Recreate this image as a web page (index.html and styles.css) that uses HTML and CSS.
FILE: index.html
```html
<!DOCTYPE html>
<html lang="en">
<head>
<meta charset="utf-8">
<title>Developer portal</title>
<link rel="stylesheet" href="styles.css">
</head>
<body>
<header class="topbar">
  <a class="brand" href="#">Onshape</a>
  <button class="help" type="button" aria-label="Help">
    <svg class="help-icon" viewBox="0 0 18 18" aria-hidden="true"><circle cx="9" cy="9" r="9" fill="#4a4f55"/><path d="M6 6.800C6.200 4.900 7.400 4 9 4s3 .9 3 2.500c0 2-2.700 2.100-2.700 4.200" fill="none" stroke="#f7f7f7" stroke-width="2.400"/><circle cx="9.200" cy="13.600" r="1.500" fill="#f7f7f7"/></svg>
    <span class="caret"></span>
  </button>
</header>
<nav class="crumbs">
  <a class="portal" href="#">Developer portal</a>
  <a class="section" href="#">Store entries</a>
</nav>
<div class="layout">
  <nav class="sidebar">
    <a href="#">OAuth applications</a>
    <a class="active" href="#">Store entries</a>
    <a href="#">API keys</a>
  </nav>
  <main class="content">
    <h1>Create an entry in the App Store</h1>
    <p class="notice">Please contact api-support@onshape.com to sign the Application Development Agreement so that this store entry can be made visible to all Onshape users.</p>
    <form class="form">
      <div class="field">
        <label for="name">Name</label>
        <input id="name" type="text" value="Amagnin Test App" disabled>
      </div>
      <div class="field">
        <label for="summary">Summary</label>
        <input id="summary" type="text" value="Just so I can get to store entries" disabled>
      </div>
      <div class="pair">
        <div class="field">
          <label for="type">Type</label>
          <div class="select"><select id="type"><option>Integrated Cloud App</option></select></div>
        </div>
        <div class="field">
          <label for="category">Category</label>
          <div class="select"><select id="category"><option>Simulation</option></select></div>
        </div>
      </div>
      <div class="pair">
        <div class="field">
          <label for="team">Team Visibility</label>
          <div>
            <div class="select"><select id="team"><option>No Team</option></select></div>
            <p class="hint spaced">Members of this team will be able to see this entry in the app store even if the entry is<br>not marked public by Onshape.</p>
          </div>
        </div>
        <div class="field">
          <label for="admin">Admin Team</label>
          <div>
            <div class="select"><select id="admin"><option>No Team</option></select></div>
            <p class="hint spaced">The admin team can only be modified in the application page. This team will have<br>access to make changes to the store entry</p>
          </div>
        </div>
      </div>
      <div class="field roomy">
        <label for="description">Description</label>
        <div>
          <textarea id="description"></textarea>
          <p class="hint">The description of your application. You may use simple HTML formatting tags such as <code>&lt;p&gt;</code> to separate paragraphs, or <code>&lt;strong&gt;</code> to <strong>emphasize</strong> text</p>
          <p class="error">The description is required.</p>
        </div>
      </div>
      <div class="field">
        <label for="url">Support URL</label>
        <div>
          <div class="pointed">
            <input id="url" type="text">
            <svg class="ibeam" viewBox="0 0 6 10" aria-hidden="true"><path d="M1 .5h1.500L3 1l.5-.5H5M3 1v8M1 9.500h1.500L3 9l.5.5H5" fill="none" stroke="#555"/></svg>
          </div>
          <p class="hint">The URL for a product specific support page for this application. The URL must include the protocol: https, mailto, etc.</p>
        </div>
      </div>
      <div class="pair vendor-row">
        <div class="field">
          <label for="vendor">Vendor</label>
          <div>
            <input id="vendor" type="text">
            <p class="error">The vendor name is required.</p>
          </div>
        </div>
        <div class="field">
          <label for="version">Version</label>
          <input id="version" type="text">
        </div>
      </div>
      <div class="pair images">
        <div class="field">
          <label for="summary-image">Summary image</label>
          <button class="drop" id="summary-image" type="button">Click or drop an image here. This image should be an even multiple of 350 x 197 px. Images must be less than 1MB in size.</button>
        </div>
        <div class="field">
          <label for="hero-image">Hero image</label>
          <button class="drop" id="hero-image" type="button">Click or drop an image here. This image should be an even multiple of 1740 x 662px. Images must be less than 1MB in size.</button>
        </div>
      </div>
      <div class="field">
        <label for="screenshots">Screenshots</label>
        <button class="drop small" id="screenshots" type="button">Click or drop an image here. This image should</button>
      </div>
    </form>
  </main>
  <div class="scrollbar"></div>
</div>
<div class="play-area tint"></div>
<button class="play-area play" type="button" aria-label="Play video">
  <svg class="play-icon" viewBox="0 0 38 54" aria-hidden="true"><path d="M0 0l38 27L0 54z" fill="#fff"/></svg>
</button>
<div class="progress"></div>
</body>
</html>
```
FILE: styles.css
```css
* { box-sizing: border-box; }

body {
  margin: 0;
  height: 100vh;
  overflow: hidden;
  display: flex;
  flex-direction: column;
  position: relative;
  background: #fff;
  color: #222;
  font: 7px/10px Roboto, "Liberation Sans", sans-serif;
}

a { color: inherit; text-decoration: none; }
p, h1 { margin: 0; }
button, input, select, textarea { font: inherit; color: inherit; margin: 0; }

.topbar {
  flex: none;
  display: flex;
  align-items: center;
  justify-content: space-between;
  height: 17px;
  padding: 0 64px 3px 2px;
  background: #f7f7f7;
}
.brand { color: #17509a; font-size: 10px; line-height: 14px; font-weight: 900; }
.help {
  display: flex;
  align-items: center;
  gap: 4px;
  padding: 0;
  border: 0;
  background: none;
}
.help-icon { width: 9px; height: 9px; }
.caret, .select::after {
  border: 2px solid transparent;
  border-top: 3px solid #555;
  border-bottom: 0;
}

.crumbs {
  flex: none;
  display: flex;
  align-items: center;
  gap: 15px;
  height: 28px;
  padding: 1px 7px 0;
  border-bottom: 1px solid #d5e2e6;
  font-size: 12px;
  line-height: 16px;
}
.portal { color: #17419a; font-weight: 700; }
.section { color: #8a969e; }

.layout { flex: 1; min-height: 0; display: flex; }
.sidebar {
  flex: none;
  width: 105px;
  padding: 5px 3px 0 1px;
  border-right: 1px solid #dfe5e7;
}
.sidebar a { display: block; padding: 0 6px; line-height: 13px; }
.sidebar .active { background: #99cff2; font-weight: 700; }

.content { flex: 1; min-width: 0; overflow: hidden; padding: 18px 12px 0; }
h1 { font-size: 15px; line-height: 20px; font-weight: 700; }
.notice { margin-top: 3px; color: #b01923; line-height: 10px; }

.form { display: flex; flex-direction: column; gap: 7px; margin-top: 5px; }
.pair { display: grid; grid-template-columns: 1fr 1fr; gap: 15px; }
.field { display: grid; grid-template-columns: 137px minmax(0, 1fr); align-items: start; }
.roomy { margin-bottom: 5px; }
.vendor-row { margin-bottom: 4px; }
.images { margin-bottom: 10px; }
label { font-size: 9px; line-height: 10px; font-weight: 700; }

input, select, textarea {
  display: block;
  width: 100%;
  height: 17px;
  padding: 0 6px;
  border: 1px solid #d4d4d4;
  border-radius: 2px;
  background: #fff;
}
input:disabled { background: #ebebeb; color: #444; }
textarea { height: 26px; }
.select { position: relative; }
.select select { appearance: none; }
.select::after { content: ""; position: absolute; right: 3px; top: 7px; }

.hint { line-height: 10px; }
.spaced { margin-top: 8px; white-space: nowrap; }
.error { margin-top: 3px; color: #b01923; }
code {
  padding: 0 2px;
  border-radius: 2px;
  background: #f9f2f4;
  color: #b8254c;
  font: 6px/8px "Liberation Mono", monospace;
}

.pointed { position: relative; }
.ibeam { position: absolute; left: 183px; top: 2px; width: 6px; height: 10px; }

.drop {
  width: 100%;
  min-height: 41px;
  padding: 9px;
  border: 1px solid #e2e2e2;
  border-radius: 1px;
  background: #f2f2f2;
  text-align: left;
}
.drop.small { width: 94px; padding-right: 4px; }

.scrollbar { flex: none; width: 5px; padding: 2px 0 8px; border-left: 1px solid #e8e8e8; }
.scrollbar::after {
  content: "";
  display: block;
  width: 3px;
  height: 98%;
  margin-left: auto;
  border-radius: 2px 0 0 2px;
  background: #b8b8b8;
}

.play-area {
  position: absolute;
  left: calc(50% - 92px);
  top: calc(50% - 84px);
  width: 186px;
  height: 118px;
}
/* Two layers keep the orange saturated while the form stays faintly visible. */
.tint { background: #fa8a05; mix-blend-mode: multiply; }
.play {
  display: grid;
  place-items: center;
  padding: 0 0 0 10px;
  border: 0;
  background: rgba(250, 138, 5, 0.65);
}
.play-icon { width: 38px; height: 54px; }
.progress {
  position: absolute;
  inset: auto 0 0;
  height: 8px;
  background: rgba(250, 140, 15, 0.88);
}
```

Request:
Only a number is wanted here: how many lines in the data above include the string "index"?

Output:
2